Nashville's Sophie Allison has been releasing albums as Soccer Mommy at a fairly steady two-year clip since her rise as a classic Bandcamp success story in 2015. Her last, 2022's Sometimes, Forever, was produced by Oneohtrix Point Never's Daniel Lopatin and felt like a career highlight.
Now comes Evergreen, another fine album, albeit less exciting and distinctive. It's certainly her most accessible work yet, but that compliment almost always comes with compromises, and Evergreen is no different. The songwriting is still excellent, and Allison's voice never been higher in the mix, but there are fewer surprises here overall, even with one obvious addition to her sound.
That big addition is a fairly liberal use of classical chamber instruments — the mysterious flute outro on lead single "M" provides an early statement of intent that comes off strong; weaker are sections where these elements simply mimic bed tracks, replacing or accompanying Allison's guitar work unimaginatively (the incessant flute on second single "Driver" comes to mind). It all sounds perfectly fine (big-indie producer Ben H. Allen III, who's worked with the likes of Belle and Sebastian and Animal Collective, is behind the boards), but after the fairly inspired chemistry with Lopatin on Sometimes, Forever, this mundane retreat into traditional instrumentation feels like a bit of a missed opportunity. Allen mostly just turns the "big and full" knob to 10 here.
The good news is that this is mostly enough. As a songwriter, Allison remains compelling, with her own distinctive structural idioms that she keeps returning to — no one sidesteps the banality of the verse-to-chorus shift quite like she does. And although the already-well-mined lyrical themes are once again loss, memory and time, Allison's voice has never sounded better: resonant, clear as a bell and definitely the biggest beneficiary of Allen's traditionalist production style.
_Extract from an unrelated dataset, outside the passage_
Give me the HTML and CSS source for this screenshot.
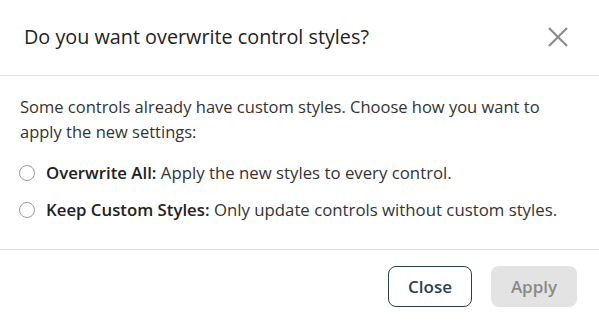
FILE: index.html
```html
<!DOCTYPE html>
<html>
<head>
<meta charset="utf-8">
<link rel="stylesheet" href="styles.css">
</head>
<body>
<div class="dialog">
  <div class="header">
    <h1 class="title">Do you want overwrite control styles?</h1>
    <button class="close-x" aria-label="Close">
      <svg width="20" height="20" viewBox="0 0 20 20"><path d="M1 1L19 19M19 1L1 19" stroke="#8c8c8c" stroke-width="2.2" fill="none"/></svg>
    </button>
  </div>
  <div class="body">
    <p class="desc">Some controls already have custom styles. Choose how you want to apply the new settings:</p>
    <label class="option"><span class="radio"></span><span><b>Overwrite All:</b> Apply the new styles to every control.</span></label>
    <label class="option"><span class="radio"></span><span><b>Keep Custom Styles:</b> Only update controls without custom styles.</span></label>
  </div>
  <div class="footer">
    <button class="btn btn-close">Close</button>
    <button class="btn btn-apply">Apply</button>
  </div>
</div>
</body>
</html>
```
FILE: styles.css
```css
html, body { margin: 0; padding: 0; background: #fff; }
body { font-family: "Open Sans", sans-serif; color: #333; }
.dialog { width: 599px; height: 323px; display: flex; flex-direction: column; }
.header { height: 76px; box-sizing: border-box; border-bottom: 1px solid #e2e2e2; display: flex; align-items: center; justify-content: space-between; padding: 0 31px 2px 24px; }
.title { margin: 0; font-size: 19.8px; font-weight: 400; color: #222; }
.close-x { border: 0; background: none; padding: 0; width: 20px; height: 20px; display: flex; }
.body { padding: 18px 20px 0; height: 174px; box-sizing: border-box; border-bottom: 1px solid #e2e2e2; }
.desc { margin: 0 0 10px; font-size: 16.5px; line-height: 25px; color: #333; }
.option { display: flex; align-items: center; gap: 11px; margin-left: -1px; font-size: 16.8px; line-height: 25px; height: 37px; color: #333; }
.option b { font-weight: 650; color: #222; }
.radio { width: 16px; height: 16px; border: 1px solid #9a9a9a; border-radius: 50%; box-sizing: border-box; flex: none; }
.footer { display: flex; justify-content: flex-end; gap: 19px; padding: 16px 22px 0 0; }
.btn { font-family: "Open Sans", sans-serif; font-size: 17px; font-weight: 600; height: 41px; border-radius: 8px; padding: 0; }
.btn-close { width: 84px; border: 1px solid #2c3e55; background: #fff; color: #2c3e55; }
.btn-apply { width: 86px; border: 0; background: #e3e3e3; color: #8a8a8a; }
```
The influences shine through nicely as well, coherent but not overbearing, with the ghosts of Pavement and Liz Phair in attendance, and at least two Radiohead Easter eggs that may or may not be intentional, effortless as they sound. Then there's mid-album highlight "Abigail," giving long-lost, happy tears-in-the-rain Cure vibes — arguably the closest Allison's ever gotten to fun in her music, and a decidedly successful foray.
Things drop off a bit after this (although the moody college rock of "Salt in Wound" is hard to deny), but it's a gentle drop, a pleasant float into the blue of Allison's mind. It's a safe and comfortable journey, but you might find yourself dreaming of bigger adventures.